Vtyjkyuk

I have been asked to solve this problem and have literally NO idea where to begin. Any insight would be great!

Vlad is to play a 2-game chess match with Gary and wishes to maximize his chances of winning. To do this, he may select a strategy right before he plays each game: timid or bold. (Note: this means that Vlad may choose his strategy in the second game after he knows the result of the first game.)

(A few remarks on chess matches: a 2-game match means that the players play exactly two games, with a win counting 1, a draw counting 0.5, and a loss counting 0. The player with more points wins the match. Note that the match may end in a tie, if, for example, each player wins one game.)

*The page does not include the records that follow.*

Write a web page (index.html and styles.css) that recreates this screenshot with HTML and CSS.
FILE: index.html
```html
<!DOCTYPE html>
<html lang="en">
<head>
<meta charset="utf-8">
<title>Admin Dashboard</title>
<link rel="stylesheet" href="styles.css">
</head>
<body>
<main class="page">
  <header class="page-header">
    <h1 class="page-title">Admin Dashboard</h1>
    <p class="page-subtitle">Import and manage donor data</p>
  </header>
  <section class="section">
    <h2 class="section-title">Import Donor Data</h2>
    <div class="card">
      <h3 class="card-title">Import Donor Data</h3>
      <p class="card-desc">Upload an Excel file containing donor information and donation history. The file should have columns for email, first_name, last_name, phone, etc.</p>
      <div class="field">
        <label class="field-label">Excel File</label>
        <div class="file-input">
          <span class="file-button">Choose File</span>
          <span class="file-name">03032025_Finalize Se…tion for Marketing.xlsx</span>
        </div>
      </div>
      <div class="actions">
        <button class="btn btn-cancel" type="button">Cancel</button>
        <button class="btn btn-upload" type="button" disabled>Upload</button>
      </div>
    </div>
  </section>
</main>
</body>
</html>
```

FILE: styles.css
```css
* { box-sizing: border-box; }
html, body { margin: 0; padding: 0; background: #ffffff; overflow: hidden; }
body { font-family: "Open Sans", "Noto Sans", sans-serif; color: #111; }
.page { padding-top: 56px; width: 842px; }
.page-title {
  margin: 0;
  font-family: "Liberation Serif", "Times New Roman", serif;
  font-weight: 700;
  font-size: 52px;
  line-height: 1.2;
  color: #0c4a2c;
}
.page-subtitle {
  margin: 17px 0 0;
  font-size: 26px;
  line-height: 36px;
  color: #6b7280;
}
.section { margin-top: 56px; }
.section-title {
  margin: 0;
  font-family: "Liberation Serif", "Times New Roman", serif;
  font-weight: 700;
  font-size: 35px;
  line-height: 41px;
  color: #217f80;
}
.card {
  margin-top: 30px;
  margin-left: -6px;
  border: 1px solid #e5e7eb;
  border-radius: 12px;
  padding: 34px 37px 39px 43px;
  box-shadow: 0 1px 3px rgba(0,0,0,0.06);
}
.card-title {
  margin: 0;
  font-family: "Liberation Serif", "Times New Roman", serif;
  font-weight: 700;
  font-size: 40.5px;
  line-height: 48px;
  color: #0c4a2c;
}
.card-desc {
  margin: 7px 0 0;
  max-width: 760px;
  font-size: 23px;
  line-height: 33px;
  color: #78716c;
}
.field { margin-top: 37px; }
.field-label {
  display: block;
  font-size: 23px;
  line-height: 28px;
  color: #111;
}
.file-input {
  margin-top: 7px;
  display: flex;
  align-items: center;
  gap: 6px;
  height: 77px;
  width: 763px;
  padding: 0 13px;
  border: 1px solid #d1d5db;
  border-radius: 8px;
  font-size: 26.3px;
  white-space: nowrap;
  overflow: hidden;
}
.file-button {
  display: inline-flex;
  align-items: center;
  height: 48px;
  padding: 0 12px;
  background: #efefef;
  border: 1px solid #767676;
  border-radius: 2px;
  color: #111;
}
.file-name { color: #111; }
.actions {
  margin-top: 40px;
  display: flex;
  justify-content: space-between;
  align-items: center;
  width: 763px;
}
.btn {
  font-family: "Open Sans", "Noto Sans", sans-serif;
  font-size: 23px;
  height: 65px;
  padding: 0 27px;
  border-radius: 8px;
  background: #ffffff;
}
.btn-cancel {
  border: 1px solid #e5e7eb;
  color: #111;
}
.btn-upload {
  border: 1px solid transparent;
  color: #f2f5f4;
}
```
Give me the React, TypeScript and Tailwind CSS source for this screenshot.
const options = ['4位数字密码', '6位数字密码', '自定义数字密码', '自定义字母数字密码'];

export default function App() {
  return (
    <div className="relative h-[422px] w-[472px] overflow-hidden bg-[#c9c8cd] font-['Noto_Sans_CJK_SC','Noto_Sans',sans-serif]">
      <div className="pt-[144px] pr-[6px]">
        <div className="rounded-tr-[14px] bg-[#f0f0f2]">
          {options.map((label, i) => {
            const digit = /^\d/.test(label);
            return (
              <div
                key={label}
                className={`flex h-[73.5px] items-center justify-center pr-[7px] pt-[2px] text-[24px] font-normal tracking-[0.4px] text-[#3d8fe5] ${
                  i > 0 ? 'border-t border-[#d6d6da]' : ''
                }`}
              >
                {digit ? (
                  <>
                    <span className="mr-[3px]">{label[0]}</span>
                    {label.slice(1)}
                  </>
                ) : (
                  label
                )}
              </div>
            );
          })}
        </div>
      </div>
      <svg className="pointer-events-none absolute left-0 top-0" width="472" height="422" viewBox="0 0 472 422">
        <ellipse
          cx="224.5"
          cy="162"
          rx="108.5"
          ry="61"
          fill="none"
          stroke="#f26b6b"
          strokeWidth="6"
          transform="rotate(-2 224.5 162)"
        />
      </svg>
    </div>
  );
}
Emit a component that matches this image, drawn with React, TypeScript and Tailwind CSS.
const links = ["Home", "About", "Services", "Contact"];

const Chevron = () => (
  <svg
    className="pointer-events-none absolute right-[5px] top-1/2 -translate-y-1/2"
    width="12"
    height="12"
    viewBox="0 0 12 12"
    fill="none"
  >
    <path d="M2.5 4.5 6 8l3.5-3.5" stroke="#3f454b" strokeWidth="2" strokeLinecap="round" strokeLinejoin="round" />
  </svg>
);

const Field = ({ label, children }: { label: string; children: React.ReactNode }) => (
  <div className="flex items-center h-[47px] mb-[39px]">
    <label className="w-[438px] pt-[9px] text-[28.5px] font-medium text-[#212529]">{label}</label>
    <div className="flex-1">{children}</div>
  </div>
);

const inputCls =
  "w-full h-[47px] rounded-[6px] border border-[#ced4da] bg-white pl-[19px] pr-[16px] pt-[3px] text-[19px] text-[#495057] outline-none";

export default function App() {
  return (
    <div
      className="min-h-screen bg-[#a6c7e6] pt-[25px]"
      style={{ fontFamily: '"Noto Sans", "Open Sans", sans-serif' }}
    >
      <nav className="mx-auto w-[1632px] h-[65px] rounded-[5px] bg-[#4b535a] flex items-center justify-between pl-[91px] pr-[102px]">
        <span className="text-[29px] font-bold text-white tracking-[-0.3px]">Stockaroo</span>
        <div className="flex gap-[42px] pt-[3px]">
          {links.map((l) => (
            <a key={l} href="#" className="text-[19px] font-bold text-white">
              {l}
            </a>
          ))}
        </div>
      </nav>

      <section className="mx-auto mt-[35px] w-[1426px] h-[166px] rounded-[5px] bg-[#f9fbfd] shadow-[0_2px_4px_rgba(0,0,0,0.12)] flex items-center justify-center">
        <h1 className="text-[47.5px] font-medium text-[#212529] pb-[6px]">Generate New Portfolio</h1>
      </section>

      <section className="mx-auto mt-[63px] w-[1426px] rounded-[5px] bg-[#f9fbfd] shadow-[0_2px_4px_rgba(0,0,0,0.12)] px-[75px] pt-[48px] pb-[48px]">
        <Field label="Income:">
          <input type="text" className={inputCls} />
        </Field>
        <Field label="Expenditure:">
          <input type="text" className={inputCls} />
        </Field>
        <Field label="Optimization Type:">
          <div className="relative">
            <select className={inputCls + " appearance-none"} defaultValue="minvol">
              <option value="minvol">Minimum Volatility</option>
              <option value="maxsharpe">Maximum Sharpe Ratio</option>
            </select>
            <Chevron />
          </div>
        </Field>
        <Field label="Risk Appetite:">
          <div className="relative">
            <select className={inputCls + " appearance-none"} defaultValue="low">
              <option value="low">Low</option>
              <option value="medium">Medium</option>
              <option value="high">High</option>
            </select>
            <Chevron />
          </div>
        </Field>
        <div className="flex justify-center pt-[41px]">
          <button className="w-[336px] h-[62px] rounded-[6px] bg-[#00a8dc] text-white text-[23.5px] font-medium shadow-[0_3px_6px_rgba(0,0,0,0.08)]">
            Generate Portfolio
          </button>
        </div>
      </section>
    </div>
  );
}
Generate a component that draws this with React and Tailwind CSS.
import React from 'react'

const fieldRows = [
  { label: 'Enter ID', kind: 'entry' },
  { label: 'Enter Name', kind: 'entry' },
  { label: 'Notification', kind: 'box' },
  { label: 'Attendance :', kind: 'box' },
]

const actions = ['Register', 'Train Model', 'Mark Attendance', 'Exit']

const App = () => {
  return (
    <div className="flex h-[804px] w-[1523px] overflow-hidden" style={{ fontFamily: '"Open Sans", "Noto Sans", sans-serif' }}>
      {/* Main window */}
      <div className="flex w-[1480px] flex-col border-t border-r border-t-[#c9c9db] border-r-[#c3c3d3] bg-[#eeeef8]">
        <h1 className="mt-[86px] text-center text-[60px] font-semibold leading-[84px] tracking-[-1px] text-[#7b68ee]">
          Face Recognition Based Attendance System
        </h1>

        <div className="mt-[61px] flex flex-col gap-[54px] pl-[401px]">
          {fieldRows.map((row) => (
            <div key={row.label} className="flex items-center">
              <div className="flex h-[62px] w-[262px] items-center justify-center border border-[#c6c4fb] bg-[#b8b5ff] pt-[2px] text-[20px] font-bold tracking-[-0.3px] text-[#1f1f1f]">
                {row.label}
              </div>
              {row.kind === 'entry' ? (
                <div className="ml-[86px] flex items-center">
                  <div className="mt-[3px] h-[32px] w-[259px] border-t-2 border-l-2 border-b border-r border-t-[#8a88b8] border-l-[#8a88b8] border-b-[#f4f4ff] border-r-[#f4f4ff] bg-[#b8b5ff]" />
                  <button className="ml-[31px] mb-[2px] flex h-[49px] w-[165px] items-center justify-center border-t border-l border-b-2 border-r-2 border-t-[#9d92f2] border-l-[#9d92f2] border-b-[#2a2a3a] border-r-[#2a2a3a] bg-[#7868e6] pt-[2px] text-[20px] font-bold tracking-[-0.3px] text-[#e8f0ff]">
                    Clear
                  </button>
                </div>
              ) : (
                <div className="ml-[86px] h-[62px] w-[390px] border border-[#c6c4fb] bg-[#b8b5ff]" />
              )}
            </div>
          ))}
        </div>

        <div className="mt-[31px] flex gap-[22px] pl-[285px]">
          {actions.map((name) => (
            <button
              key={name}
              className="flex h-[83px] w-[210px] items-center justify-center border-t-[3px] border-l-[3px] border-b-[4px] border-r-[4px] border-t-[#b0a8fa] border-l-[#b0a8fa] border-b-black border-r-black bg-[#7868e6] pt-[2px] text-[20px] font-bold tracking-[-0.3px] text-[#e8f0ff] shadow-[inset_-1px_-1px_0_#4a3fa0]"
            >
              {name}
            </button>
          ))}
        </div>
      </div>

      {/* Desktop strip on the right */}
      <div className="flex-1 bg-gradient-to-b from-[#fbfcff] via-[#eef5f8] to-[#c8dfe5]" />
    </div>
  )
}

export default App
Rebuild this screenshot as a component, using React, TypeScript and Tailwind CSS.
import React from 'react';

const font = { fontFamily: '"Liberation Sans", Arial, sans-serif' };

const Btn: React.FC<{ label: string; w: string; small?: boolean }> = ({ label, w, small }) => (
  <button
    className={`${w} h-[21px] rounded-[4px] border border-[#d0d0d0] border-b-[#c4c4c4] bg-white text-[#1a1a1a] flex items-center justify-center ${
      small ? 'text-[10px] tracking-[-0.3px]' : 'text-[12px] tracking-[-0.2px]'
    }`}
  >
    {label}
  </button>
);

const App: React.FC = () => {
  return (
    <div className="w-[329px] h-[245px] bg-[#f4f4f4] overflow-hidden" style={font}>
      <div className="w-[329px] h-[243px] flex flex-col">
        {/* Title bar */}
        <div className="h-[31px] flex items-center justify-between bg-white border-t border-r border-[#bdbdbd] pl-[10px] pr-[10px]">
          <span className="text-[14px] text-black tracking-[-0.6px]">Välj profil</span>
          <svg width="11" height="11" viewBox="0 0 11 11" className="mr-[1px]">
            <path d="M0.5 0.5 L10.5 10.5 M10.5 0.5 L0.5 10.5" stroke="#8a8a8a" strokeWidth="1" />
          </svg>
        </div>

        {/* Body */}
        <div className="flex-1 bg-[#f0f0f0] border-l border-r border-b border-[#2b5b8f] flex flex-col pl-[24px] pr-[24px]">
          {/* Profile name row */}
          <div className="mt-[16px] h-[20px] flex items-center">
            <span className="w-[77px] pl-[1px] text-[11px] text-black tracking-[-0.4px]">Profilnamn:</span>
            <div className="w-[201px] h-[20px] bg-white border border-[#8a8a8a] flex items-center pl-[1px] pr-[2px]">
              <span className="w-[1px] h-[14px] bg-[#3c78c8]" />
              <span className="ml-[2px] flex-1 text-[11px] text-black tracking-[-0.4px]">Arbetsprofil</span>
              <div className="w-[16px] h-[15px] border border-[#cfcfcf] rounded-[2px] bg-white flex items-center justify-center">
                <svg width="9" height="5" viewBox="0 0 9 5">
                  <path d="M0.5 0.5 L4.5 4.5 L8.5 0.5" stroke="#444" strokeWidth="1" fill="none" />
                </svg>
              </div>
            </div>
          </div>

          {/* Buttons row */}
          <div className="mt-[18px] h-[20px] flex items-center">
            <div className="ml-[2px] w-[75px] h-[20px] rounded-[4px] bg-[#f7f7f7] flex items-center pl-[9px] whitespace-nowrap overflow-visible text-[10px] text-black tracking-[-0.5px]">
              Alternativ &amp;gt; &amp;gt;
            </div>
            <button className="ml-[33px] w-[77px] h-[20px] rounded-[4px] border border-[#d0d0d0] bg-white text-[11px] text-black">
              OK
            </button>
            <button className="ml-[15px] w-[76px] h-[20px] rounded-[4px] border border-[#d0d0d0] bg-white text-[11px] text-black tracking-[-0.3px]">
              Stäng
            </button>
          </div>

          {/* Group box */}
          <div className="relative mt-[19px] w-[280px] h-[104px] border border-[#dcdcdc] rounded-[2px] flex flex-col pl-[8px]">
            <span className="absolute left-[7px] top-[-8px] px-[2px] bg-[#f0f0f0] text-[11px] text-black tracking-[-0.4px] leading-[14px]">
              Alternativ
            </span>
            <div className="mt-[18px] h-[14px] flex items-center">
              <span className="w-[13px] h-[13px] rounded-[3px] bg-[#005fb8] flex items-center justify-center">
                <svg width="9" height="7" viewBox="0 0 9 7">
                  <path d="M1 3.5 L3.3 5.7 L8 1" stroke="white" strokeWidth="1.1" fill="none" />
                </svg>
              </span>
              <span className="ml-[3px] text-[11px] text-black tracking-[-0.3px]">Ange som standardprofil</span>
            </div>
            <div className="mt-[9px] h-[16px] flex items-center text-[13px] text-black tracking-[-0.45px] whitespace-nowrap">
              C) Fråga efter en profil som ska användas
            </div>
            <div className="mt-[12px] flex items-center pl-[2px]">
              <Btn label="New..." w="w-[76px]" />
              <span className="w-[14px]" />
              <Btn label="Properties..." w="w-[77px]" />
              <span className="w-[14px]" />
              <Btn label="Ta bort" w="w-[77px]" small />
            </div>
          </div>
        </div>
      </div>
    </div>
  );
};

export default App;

Unfortunately, Gary is the superior player. If Vlad plays timidly, Gary will still win 10 percent of those games, and the rest will be draws. If Vlad plays boldly, Gary will win 5/9 of those games, and lose the rest.

Assume Vlad selects his strategies optimally, and find (a) the probability that he wins the match, (b) the probability that the match ends in a tie, and (c) the probability that Gary wins the match. (N.B. The problem requires that you determine Vlad's optimal approach to the match.)

If Vlad plays the first game timidly he has a $.1$ chance of losing the first game and then he can not win the match at all. He has a $.9$ chance of tying and if so he must win the second game to win. He can't win a game if he plays timidly so he must play the second game boldly, in which case he has a $4/9$ chance of winning. So his chances of winning are $.1 * 4/9 = .4$ with this strategy. (The strategy of playing the first game timidly, and the second game boldly if he ties the first.)

If Vlad play the first game boldly he has a $5/9$ chance of losing, in which case he can not win the match at all. He has a $4/9$ chance of winning the first game. If he plays the second game timidly he will have have a $.9$ chance of tying the second game and will win the match and a $.1$ of losing and tying the match. That is a $4/9*.9=.4$ chance of winning. This strategy (playing the first boldy, and the second timidly if he wins) is exactly the same as the first..

If he plays the second game boldly he will have a $4/9$ of winning and winning the match but a $5/9$ of losing and tying the match. $frac 49*frac 49 = 16/81$ is obviously not as good as strategy 2.

That's if his goal is to maximize winning. If his goal is to maximize his likely score... that's another question.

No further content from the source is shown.